Adam Hanieh interviewed by Farooq Sulehria

February 3, 2012 -- Viewpoint -- Saudi Arabia, along with other Gulf states, have been key protagonists in the counter-revolutionary wave unleashed against the Arab uprisings. Indeed, 2011 has clearly demonstrated that imperialism in the region is articulated with – and largely works through – the Gulf Arab states. "Overall, it is important for the left to support the ongoing struggles in the revolutions as the contradictions of the new regimes continue to sharpen", says Adam Hanieh.

Adam Hanieh is a lecturer in development studies at the School of Oriental and African Studies (SOAS), University of London. He is author of Capitalism and Class in the Gulf Arab States (Palgrave-Macmillan 2011) and a member of the Editorial Board of the journal Historical Materialism.

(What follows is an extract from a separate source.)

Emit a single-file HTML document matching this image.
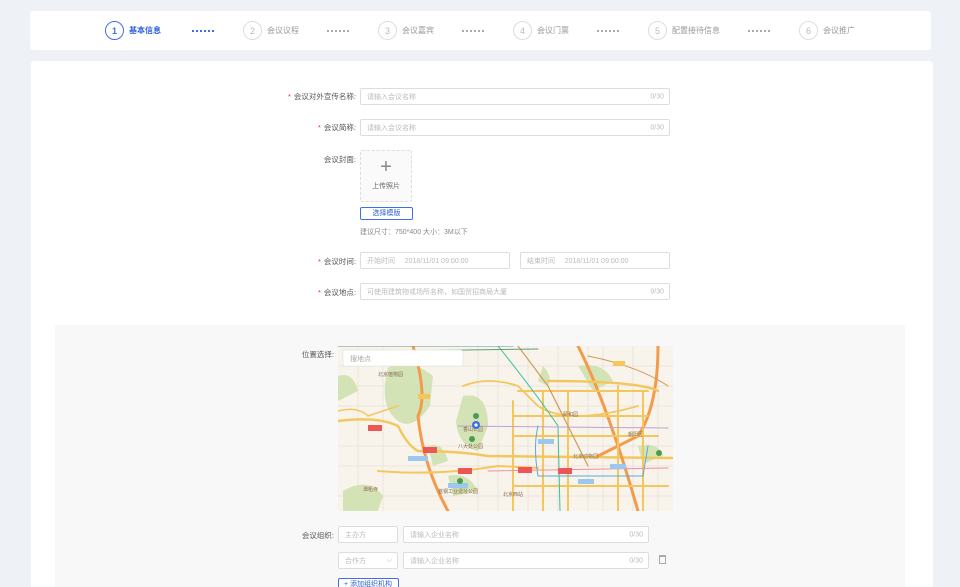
<!DOCTYPE html>
<html><head><meta charset="utf-8"><style>
*{margin:0;padding:0;box-sizing:border-box}
html,body{width:960px;height:587px;overflow:hidden}
body{background:#eef1f5;font-family:"Liberation Sans","Noto Sans CJK SC",sans-serif;font-size:8px;color:#555;position:relative}
.abs{position:absolute}
.top{left:30px;top:11px;width:901px;height:39px;background:#fff;border-radius:3px}
.step{position:absolute;top:21px;display:flex;align-items:center;gap:5px;font-size:8px;color:#999}
.c{width:19px;height:19px;border:1px solid #ddd;border-radius:50%;display:flex;align-items:center;justify-content:center;font-size:9px;color:#bbb}
.act .c{border-color:#3e6fe6;color:#3e6fe6}
.act{color:#2c5ed8;font-weight:bold}
.dots{position:absolute;top:30px;width:22px;border-top:2px dotted #aaa}
.main{left:31px;top:61px;width:902px;height:530px;background:#fff;border-radius:3px}
.lbl{position:absolute;text-align:right;width:120px;font-size:7.5px;color:#555}
.lbl b{color:#e33;font-weight:normal;margin-right:3px}
.in{position:absolute;height:17px;border:1px solid #ddd;border-radius:2px;background:#fff;font-size:7px;color:#bbb;padding:0 6px;display:flex;align-items:center}
.in span{position:absolute;right:5px;top:50%;transform:translateY(-50%)}
.gray{left:55px;top:325px;width:850px;height:262px;background:#f8f8f8}
</style></head><body>
<div class="abs top"></div>
<div class="step act" style="left:105px"><div class="c">1</div>基本信息</div>
<div class="dots" style="left:192px;border-color:#3e6fe6"></div>
<div class="step" style="left:243px"><div class="c">2</div>会议议程</div>
<div class="dots" style="left:327px"></div>
<div class="step" style="left:378px"><div class="c">3</div>会议嘉宾</div>
<div class="dots" style="left:462px"></div>
<div class="step" style="left:513px"><div class="c">4</div>会议门票</div>
<div class="dots" style="left:597px"></div>
<div class="step" style="left:648px"><div class="c">5</div>配置接待信息</div>
<div class="dots" style="left:748px"></div>
<div class="step" style="left:799px"><div class="c">6</div>会议推广</div>

<div class="abs main"></div>
<div class="lbl" style="left:236px;top:91px"><b>*</b>会议对外宣传名称:</div>
<div class="in" style="left:360px;top:88px;width:310px">请输入会议名称<span>0/30</span></div>
<div class="lbl" style="left:236px;top:122px"><b>*</b>会议简称:</div>
<div class="in" style="left:360px;top:119px;width:310px">请输入会议名称<span>0/30</span></div>
<div class="lbl" style="left:236px;top:154px">会议封面:</div>
<div class="abs" style="left:360px;top:150px;width:52px;height:52px;border:1px dashed #ddd;background:#fafafa;border-radius:2px;text-align:center;color:#666">
<div style="font-size:20px;line-height:20px;margin-top:6px;font-weight:300;color:#888">+</div><div style="font-size:7px;margin-top:4px">上传照片</div></div>
<div class="abs" style="left:360px;top:207px;width:53px;height:13px;border:1px solid #3e6fe6;border-radius:2px;color:#2c5ed8;font-size:7px;text-align:center;line-height:11px">选择模版</div>
<div class="abs" style="left:360px;top:227px;font-size:7px;color:#888">建议尺寸：750*400 大小：3M以下</div>
<div class="lbl" style="left:236px;top:256px"><b>*</b>会议时间:</div>
<div class="in" style="left:360px;top:252px;width:150px">开始时间&nbsp;&nbsp;&nbsp;&nbsp;&nbsp;2018/11/01 09:00:00</div>
<div class="in" style="left:520px;top:252px;width:150px">结束时间&nbsp;&nbsp;&nbsp;&nbsp;&nbsp;2018/11/01 09:00:00</div>
<div class="lbl" style="left:236px;top:287px"><b>*</b>会议地点:</div>
<div class="in" style="left:360px;top:283px;width:310px">可使用建筑物或场所名称，如国贸招商局大厦<span>0/30</span></div>

<div class="abs gray"></div>
<div class="lbl" style="left:214px;top:349px">位置选择:</div>
<svg class="abs" style="left:338px;top:346px" width="335" height="165" viewBox="0 0 335 165">
<rect width="335" height="165" fill="#f8f4ec"/>
<g stroke="#e6e0d6" stroke-width=".7" fill="none">
<path d="M0 20 L335 20 M0 40 L335 40 M0 60 L335 60 M0 100 L335 100 M0 120 L335 120 M0 150 L335 150"/>
<path d="M20 0 L20 165 M45 0 L45 165 M140 0 L140 165 M160 0 L160 165 M190 0 L190 165 M220 0 L220 165 M250 0 L250 165 M265 0 L265 165 M295 0 L295 165 M320 0 L320 165"/>
</g>
<g fill="#cfe2b0" opacity=".9">
<path d="M50 22 Q70 10 95 30 L92 60 Q75 85 60 75 Q40 60 50 22Z"/>
<path d="M125 50 Q150 45 150 80 L140 105 Q120 100 118 75Z"/>
<path d="M0 30 Q15 25 20 45 L0 55Z"/>
<path d="M5 145 Q30 130 45 150 L40 165 L5 165Z"/>
<path d="M240 20 Q265 15 275 35 L255 45Z"/>
<path d="M300 100 Q320 95 325 110 L305 118Z"/>
<path d="M110 130 Q130 125 140 145 L115 150Z"/>
<path d="M205 20 Q215 30 210 40 L200 35Z"/>
<path d="M90 100 Q105 95 110 115 L95 120Z"/>
</g>
<g fill="none" stroke-linecap="round">
<path d="M0 75 Q40 70 60 80 Q70 100 80 105 Q120 105 150 110 L335 112" stroke="#f3c75e" stroke-width="2.5"/>
<path d="M75 0 Q90 50 80 70 Q85 120 110 165" stroke="#f39a4b" stroke-width="3"/>
<path d="M240 0 Q270 60 300 165" stroke="#f39a4b" stroke-width="3"/>
<path d="M320 0 Q320 60 300 90 L260 110" stroke="#f39a4b" stroke-width="3"/>
<path d="M210 35 Q300 35 320 45" stroke="#f3c75e" stroke-width="2.5"/>
<path d="M180 45 L310 45 M175 70 L310 70 M175 90 L320 90 M175 140 L330 140" stroke="#f3c75e" stroke-width="2"/>
<path d="M175 55 L175 165 M205 45 L205 165 M230 45 L230 165 M280 40 L280 165 M305 45 L305 165" stroke="#f3c75e" stroke-width="2"/>
<path d="M125 40 Q150 30 180 40 L200 60 Q230 80 300 60" stroke="#f3c75e" stroke-width="1.8"/>
<path d="M40 125 Q100 130 160 120 L200 122" stroke="#f3c75e" stroke-width="2"/>
<path d="M180 0 L210 40 L250 120" stroke="#d09a53" stroke-width="1.2"/>
<path d="M160 0 Q200 50 220 80 L222 165" stroke="#3cbf9c" stroke-width="1"/>
<path d="M0 0 L175 0 M60 5 L200 3" stroke="#5da07a" stroke-width="1"/>
<path d="M250 10 Q300 20 330 40" stroke="#d09a53" stroke-width="1"/>
<path d="M120 80 L330 82" stroke="#bfa0d8" stroke-width="1"/>
<path d="M200 80 Q195 100 200 130 L305 130 L310 100" stroke="#5ca8d8" stroke-width="1"/>
<path d="M150 125 L330 122" stroke="#ef8fa0" stroke-width="1"/>
<path d="M0 65 Q20 60 30 70 L60 60" stroke="#f3c75e" stroke-width="1.5"/>
</g>
<g>
<rect x="85" y="101" width="14" height="6" fill="#e55"/>
<rect x="120" y="122" width="14" height="6" fill="#e55"/>
<rect x="180" y="121" width="14" height="6" fill="#e55"/>
<rect x="220" y="122" width="14" height="6" fill="#e55"/>
<rect x="30" y="79" width="14" height="6" fill="#e55"/>
<rect x="80" y="48" width="12" height="5" fill="#f3c75e"/>
<rect x="275" y="15" width="12" height="5" fill="#f3c75e"/>
<rect x="70" y="110" width="20" height="5" fill="#9cc7ee"/>
<rect x="200" y="93" width="16" height="5" fill="#9cc7ee"/>
<rect x="110" y="137" width="20" height="5" fill="#9cc7ee"/>
<rect x="240" y="133" width="16" height="5" fill="#9cc7ee"/>
<rect x="272" y="118" width="16" height="5" fill="#9cc7ee"/>
</g>
<g font-size="5" fill="#8a6a4a" font-family="Noto Sans CJK SC">
<text x="40" y="30">北京植物园</text><text x="125" y="85">香山公园</text><text x="120" y="102">八大处公园</text><text x="225" y="70">颐和园</text><text x="235" y="112">北京动物园</text><text x="290" y="90">朝阳区</text><text x="100" y="147">首钢工业遗址公园</text><text x="165" y="150">北京西站</text><text x="25" y="145">潭柘寺</text>
</g>
<circle cx="138" cy="79" r="4" fill="#3b6fe6"/><circle cx="138" cy="79" r="1.6" fill="#fff"/>
<circle cx="138" cy="70" r="3" fill="#4a9d4a"/><circle cx="134" cy="93" r="3" fill="#4a9d4a"/><circle cx="321" cy="107" r="3" fill="#4a9d4a"/><circle cx="122" cy="135" r="3" fill="#4a9d4a"/>
<rect x="5" y="4" width="120" height="16" fill="#fff" stroke="#ddd" stroke-width=".5" rx="2"/>
<text x="12" y="15" font-size="7" fill="#aaa" font-family="Noto Sans CJK SC">搜地点</text>
</svg>

<div class="lbl" style="left:214px;top:530px">会议组织:</div>
<div class="in" style="left:338px;top:526px;width:60px">主办方</div>
<div class="in" style="left:403px;top:526px;width:246px">请输入企业名称<span>0/30</span></div>
<div class="in" style="left:338px;top:552px;width:60px">合作方<span style="color:#aaa">⌵</span></div>
<div class="in" style="left:403px;top:552px;width:246px">请输入企业名称<span>0/30</span></div>
<div class="abs" style="left:659px;top:555px;width:7px;height:9px;border:1px solid #aaa;border-top-width:2px"></div>
<div class="abs" style="left:338px;top:578px;width:61px;height:14px;border:1px solid #3e6fe6;border-radius:2px;color:#2c5ed8;font-size:7px;padding-left:5px;line-height:12px;background:#fff">+ 添加组织机构</div>
</body></html>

Farooq Sulehria: The outcome of elections in Tunisia and Egypt went in favour of Islamist parties, even though the revolutions in these countries had a secular character. Islamists are also an integral part, if not the dominant force, in the revolutions in Syria, Libya, Yemen and Bahrain. Is the Arab Spring in fact a victory for the Islamist movements?

Adam Hanieh: No, I think this is the wrong way to read the Arab Spring. It is true of course that the Islamist parties were the major victors in the Egyptian and Tunisian elections and have been prominent actors in the other uprisings across the region. But we need to take a more circumspect view of the Islamist movements and the difficulties they will likely face in the coming period.

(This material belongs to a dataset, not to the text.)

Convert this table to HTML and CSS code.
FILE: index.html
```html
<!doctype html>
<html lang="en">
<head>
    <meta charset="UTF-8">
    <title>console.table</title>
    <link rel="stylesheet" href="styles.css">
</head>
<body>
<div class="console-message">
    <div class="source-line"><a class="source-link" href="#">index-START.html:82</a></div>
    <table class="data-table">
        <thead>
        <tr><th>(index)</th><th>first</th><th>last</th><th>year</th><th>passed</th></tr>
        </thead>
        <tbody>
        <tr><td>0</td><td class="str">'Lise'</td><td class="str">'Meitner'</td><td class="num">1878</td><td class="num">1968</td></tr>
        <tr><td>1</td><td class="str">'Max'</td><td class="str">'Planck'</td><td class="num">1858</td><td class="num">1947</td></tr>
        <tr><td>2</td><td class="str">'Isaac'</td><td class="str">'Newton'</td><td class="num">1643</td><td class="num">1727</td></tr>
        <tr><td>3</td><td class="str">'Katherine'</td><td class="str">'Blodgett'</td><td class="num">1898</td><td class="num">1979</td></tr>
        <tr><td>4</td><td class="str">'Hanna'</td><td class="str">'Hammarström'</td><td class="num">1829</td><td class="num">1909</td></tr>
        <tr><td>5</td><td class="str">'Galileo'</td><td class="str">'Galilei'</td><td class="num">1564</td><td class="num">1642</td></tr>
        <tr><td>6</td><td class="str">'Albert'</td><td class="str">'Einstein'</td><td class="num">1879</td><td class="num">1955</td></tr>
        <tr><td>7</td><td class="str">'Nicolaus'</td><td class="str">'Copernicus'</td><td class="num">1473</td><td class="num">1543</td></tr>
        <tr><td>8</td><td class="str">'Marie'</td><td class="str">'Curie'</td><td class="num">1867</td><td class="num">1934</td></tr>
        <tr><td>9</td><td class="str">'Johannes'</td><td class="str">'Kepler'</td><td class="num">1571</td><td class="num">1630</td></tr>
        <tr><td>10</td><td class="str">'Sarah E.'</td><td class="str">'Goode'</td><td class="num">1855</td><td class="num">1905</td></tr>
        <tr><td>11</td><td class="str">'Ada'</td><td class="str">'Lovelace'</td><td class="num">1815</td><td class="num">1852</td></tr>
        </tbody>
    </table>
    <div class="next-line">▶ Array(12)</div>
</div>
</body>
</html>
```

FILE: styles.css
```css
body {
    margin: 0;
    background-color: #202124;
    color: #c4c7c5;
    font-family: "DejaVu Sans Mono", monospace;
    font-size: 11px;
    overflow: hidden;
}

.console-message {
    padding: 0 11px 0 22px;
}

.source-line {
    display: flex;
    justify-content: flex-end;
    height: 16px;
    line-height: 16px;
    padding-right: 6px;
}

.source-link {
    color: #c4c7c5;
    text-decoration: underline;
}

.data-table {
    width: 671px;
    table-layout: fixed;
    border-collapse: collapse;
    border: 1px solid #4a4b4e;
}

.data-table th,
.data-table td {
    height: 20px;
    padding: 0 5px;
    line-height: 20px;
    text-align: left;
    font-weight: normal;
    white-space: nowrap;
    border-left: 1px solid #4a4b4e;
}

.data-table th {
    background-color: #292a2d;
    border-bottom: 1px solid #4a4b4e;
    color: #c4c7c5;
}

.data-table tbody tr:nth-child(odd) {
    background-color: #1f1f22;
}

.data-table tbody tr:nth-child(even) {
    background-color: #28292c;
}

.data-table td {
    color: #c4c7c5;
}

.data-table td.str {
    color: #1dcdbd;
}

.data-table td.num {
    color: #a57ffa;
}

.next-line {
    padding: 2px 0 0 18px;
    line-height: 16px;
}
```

First, we should remember that the initial phases of the revolutions (certainly in Egypt and Tunisia) arose largely outside the orbit of established movements such as the Muslim Brotherhood. In general, the Islamist movements have played – and continue to play – a conservative role. During the protests in Egypt in December 2011, for example, the Muslim Brotherhood took a clear stance against the popular forces. Likewise with the important Egyptian strike wave in September.

These examples (and many others) indicate that while Islamist parties may have received significant electoral support, their relationship with the popular movement is fraught with tension and has the potential to quickly shift. This has also generated schisms and debates within the Muslim Brotherhood itself.

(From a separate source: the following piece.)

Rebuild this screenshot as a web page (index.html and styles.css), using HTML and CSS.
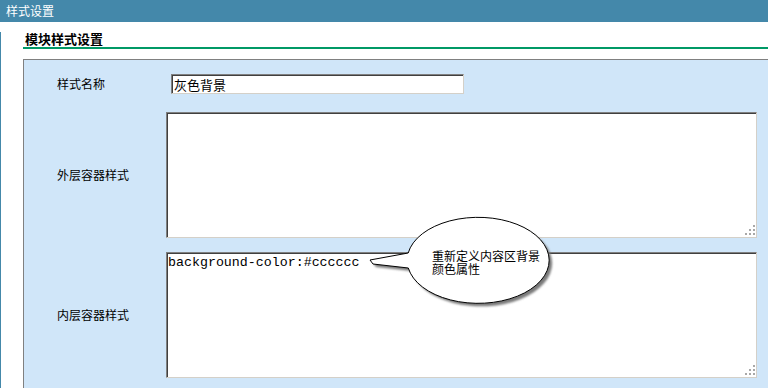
FILE: index.html
```html
<!DOCTYPE html>
<html lang="zh-CN">
<head>
    <meta charset="UTF-8">
    <title>样式设置</title>
    <link rel="stylesheet" href="styles.css">
</head>
<body>
    <div class="titlebar">样式设置</div>
    <div class="page">
        <h3 class="section-title">模块样式设置</h3>
        <div class="form-panel">
            <label class="form-label" for="style-name">样式名称</label>
            <div class="form-field">
                <input class="text-input" id="style-name" value="灰色背景">
            </div>

            <label class="form-label" for="outer-style">外层容器样式</label>
            <div class="form-field area-wrap">
                <textarea class="text-area" id="outer-style"></textarea>
                <svg class="grip" width="11" height="11" viewBox="0 0 11 11">
                    <rect x="9" y="1" width="2" height="2"/>
                    <rect x="5" y="5" width="2" height="2"/>
                    <rect x="9" y="5" width="2" height="2"/>
                    <rect x="1" y="9" width="2" height="2"/>
                    <rect x="5" y="9" width="2" height="2"/>
                    <rect x="9" y="9" width="2" height="2"/>
                </svg>
            </div>

            <label class="form-label" for="inner-style">内层容器样式</label>
            <div class="form-field area-wrap">
                <textarea class="text-area" id="inner-style">background-color:#cccccc</textarea>
                <svg class="grip" width="11" height="11" viewBox="0 0 11 11">
                    <rect x="9" y="1" width="2" height="2"/>
                    <rect x="5" y="5" width="2" height="2"/>
                    <rect x="9" y="5" width="2" height="2"/>
                    <rect x="1" y="9" width="2" height="2"/>
                    <rect x="5" y="9" width="2" height="2"/>
                    <rect x="9" y="9" width="2" height="2"/>
                </svg>
                <!-- callout tip -->
                <div class="callout">
                    <svg width="200" height="96" viewBox="0 0 200 96">
                        <defs>
                            <filter id="soft" x="-10%" y="-10%" width="130%" height="130%">
                                <feGaussianBlur stdDeviation="1.2"/>
                            </filter>
                        </defs>
                        <path class="callout-shadow" filter="url(#soft)" transform="translate(3 3)"
                              d="M43.2 39 L5 46 L8 50 L43.3 54 A71 43 0 1 0 43.2 39 Z"/>
                        <path class="callout-body"
                              d="M43.2 39 L5 46 L8 50 L43.3 54 A71 43 0 1 0 43.2 39 Z"/>
                    </svg>
                    <p class="callout-text">重新定义内容区背景<br>颜色属性</p>
                </div>
            </div>
        </div>
    </div>
</body>
</html>
```

FILE: styles.css
```css
body {
    margin: 0;
    font-family: "Noto Sans CJK SC", "Liberation Sans", sans-serif;
    font-size: 12px;
    color: #000;
    background: #fff;
    overflow: hidden;
}
.titlebar {
    height: 22px;
    line-height: 22px;
    padding-left: 6px;
    background-color: #4488aa;
    color: #fff;
    font-size: 12px;
}
.page {
    border-left: 1px solid #4488aa;
    padding-left: 22px;
    height: 366px;
}
.section-title {
    margin: 10px 0 10px 0;
    padding: 0 0 1px 2px;
    font-size: 13px;
    line-height: 14px;
    font-weight: bold;
    border-bottom: 2px solid #009966;
}
.form-panel {
    display: grid;
    grid-template-columns: 142px 591px;
    grid-auto-rows: auto;
    row-gap: 18px;
    align-items: center;
    padding-top: 14px;
    padding-bottom: 20px;
    background-color: #d0e6f9;
    border-top: 1px solid #808080;
    border-left: 1px solid #808080;
}
.form-panel .area-wrap + .form-label,
.form-panel .area-wrap + .form-label + .form-field {
    margin-top: -4px;
}
.form-label {
    padding-left: 33px;
    font-size: 12px;
    line-height: 14px;
}
.form-field {
    display: flex;
}
.text-input,
.text-area {
    box-sizing: border-box;
    margin: 0;
    background: #fff;
    border: 1px solid;
    border-color: #808080 #d4d0c8 #d4d0c8 #808080;
    box-shadow: inset 1px 1px 0 #404040;
    outline: none;
}
.text-input {
    margin-left: 5px;
    width: 293px;
    height: 20px;
    padding: 0 2px;
    font-family: "Noto Sans CJK SC", sans-serif;
    font-size: 13px;
}
.area-wrap {
    position: relative;
}
.text-area {
    width: 591px;
    height: 126px;
    padding: 2px 1px;
    resize: none;
    overflow: hidden;
    font-family: "Liberation Mono", monospace;
    font-size: 13.3px;
    line-height: 15px;
    color: #000;
}
.grip {
    position: absolute;
    right: 2px;
    bottom: 3px;
    fill: #a8a8a8;
}
.callout {
    position: absolute;
    left: 199px;
    top: -38px;
    width: 200px;
    height: 96px;
}
.callout svg {
    display: block;
}
.callout-shadow {
    fill: #7a7a7a;
}
.callout-body {
    fill: #fff;
    stroke: #000;
    stroke-width: 1;
}
.callout-text {
    position: absolute;
    left: 67px;
    top: 35px;
    margin: 0;
    font-size: 12px;
    line-height: 13px;
    color: #000;
}
```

The election results in Tunisia and Egypt are not particularly surprising. In Egypt, the strong showing of the Muslim Brotherhood is partially indicative of its deeper implantation throughout the society and greater access to resources. Under Mubarak, the Muslim Brotherhood was, in effect, a semi-legal opposition and it has a long history of organising across the country. Many other parties (including some of the parties of the left) have only recently formed or begun organising openly, and it is impossible to expect them to have the reach of the Muslim Brotherhood at this stage.